What you have to do:
Reproduce the lines of the material exactly, excluding every image.

Given data:
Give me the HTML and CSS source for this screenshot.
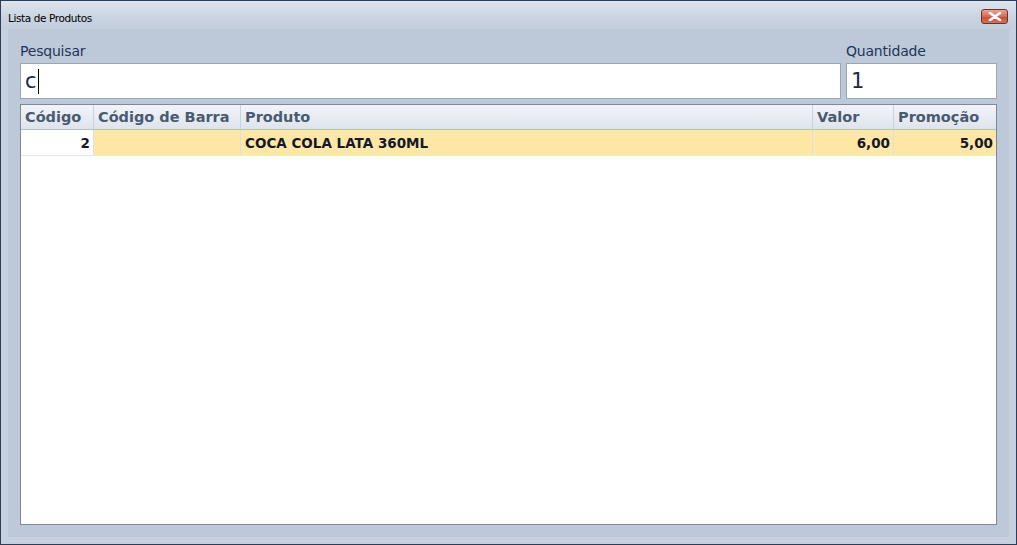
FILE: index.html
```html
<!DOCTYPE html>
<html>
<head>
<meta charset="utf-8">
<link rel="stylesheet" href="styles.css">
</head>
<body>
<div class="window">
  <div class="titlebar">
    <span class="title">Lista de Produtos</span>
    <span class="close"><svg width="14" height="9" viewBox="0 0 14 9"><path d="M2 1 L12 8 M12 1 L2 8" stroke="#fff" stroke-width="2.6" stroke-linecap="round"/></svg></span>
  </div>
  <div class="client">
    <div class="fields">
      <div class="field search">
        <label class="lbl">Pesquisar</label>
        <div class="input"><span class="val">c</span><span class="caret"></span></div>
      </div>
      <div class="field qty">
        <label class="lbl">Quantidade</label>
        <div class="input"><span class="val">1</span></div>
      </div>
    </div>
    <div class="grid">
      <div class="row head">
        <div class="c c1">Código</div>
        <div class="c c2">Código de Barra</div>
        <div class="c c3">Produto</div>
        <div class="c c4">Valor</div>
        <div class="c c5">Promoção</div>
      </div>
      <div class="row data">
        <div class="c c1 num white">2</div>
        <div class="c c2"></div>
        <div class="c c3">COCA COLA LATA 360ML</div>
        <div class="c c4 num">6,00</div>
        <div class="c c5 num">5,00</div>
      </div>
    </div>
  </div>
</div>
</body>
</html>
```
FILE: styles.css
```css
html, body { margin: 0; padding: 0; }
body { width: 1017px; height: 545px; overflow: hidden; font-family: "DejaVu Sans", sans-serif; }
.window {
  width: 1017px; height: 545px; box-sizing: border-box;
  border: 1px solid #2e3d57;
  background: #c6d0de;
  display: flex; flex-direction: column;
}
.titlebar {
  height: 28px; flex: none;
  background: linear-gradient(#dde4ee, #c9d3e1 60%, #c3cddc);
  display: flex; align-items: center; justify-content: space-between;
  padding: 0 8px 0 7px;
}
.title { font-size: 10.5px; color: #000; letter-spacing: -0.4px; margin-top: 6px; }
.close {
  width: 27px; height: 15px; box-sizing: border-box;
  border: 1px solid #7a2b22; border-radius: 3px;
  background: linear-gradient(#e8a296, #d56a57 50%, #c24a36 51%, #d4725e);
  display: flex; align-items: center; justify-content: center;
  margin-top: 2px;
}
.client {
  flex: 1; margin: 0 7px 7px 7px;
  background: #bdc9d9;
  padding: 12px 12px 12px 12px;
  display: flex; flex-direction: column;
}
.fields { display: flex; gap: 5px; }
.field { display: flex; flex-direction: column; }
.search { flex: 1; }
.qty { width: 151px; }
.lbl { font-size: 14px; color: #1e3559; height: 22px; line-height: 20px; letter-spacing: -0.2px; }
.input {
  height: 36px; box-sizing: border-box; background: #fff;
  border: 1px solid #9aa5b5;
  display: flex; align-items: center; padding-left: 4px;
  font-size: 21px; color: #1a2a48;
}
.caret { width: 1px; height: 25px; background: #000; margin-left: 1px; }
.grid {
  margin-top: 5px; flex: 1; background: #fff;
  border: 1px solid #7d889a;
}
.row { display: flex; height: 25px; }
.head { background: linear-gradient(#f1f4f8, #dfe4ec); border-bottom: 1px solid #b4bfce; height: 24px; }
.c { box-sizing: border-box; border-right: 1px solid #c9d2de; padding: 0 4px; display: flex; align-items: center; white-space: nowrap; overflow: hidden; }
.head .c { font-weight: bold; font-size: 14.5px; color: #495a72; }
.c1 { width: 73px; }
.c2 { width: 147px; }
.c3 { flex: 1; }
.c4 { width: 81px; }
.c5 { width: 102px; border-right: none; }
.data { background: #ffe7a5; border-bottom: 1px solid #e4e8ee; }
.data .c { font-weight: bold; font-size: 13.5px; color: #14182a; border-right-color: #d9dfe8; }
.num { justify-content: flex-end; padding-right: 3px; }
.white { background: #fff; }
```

Answer:
Give me the HTML and CSS source for this screenshot.
FILE: index.html
```html
<!DOCTYPE html>
<html>
<head>
<meta charset="utf-8">
<link rel="stylesheet" href="styles.css">
</head>
<body>
<div class="window">
  <div class="titlebar">
    <span class="title">Lista de Produtos</span>
    <span class="close"><svg width="14" height="9" viewBox="0 0 14 9"><path d="M2 1 L12 8 M12 1 L2 8" stroke="#fff" stroke-width="2.6" stroke-linecap="round"/></svg></span>
  </div>
  <div class="client">
    <div class="fields">
      <div class="field search">
        <label class="lbl">Pesquisar</label>
        <div class="input"><span class="val">c</span><span class="caret"></span></div>
      </div>
      <div class="field qty">
        <label class="lbl">Quantidade</label>
        <div class="input"><span class="val">1</span></div>
      </div>
    </div>
    <div class="grid">
      <div class="row head">
        <div class="c c1">Código</div>
        <div class="c c2">Código de Barra</div>
        <div class="c c3">Produto</div>
        <div class="c c4">Valor</div>
        <div class="c c5">Promoção</div>
      </div>
      <div class="row data">
        <div class="c c1 num white">2</div>
        <div class="c c2"></div>
        <div class="c c3">COCA COLA LATA 360ML</div>
        <div class="c c4 num">6,00</div>
        <div class="c c5 num">5,00</div>
      </div>
    </div>
  </div>
</div>
</body>
</html>
```
FILE: styles.css
```css
html, body { margin: 0; padding: 0; }
body { width: 1017px; height: 545px; overflow: hidden; font-family: "DejaVu Sans", sans-serif; }
.window {
  width: 1017px; height: 545px; box-sizing: border-box;
  border: 1px solid #2e3d57;
  background: #c6d0de;
  display: flex; flex-direction: column;
}
.titlebar {
  height: 28px; flex: none;
  background: linear-gradient(#dde4ee, #c9d3e1 60%, #c3cddc);
  display: flex; align-items: center; justify-content: space-between;
  padding: 0 8px 0 7px;
}
.title { font-size: 10.5px; color: #000; letter-spacing: -0.4px; margin-top: 6px; }
.close {
  width: 27px; height: 15px; box-sizing: border-box;
  border: 1px solid #7a2b22; border-radius: 3px;
  background: linear-gradient(#e8a296, #d56a57 50%, #c24a36 51%, #d4725e);
  display: flex; align-items: center; justify-content: center;
  margin-top: 2px;
}
.client {
  flex: 1; margin: 0 7px 7px 7px;
  background: #bdc9d9;
  padding: 12px 12px 12px 12px;
  display: flex; flex-direction: column;
}
.fields { display: flex; gap: 5px; }
.field { display: flex; flex-direction: column; }
.search { flex: 1; }
.qty { width: 151px; }
.lbl { font-size: 14px; color: #1e3559; height: 22px; line-height: 20px; letter-spacing: -0.2px; }
.input {
  height: 36px; box-sizing: border-box; background: #fff;
  border: 1px solid #9aa5b5;
  display: flex; align-items: center; padding-left: 4px;
  font-size: 21px; color: #1a2a48;
}
.caret { width: 1px; height: 25px; background: #000; margin-left: 1px; }
.grid {
  margin-top: 5px; flex: 1; background: #fff;
  border: 1px solid #7d889a;
}
.row { display: flex; height: 25px; }
.head { background: linear-gradient(#f1f4f8, #dfe4ec); border-bottom: 1px solid #b4bfce; height: 24px; }
.c { box-sizing: border-box; border-right: 1px solid #c9d2de; padding: 0 4px; display: flex; align-items: center; white-space: nowrap; overflow: hidden; }
.head .c { font-weight: bold; font-size: 14.5px; color: #495a72; }
.c1 { width: 73px; }
.c2 { width: 147px; }
.c3 { flex: 1; }
.c4 { width: 81px; }
.c5 { width: 102px; border-right: none; }
.data { background: #ffe7a5; border-bottom: 1px solid #e4e8ee; }
.data .c { font-weight: bold; font-size: 13.5px; color: #14182a; border-right-color: #d9dfe8; }
.num { justify-content: flex-end; padding-right: 3px; }
.white { background: #fff; }
```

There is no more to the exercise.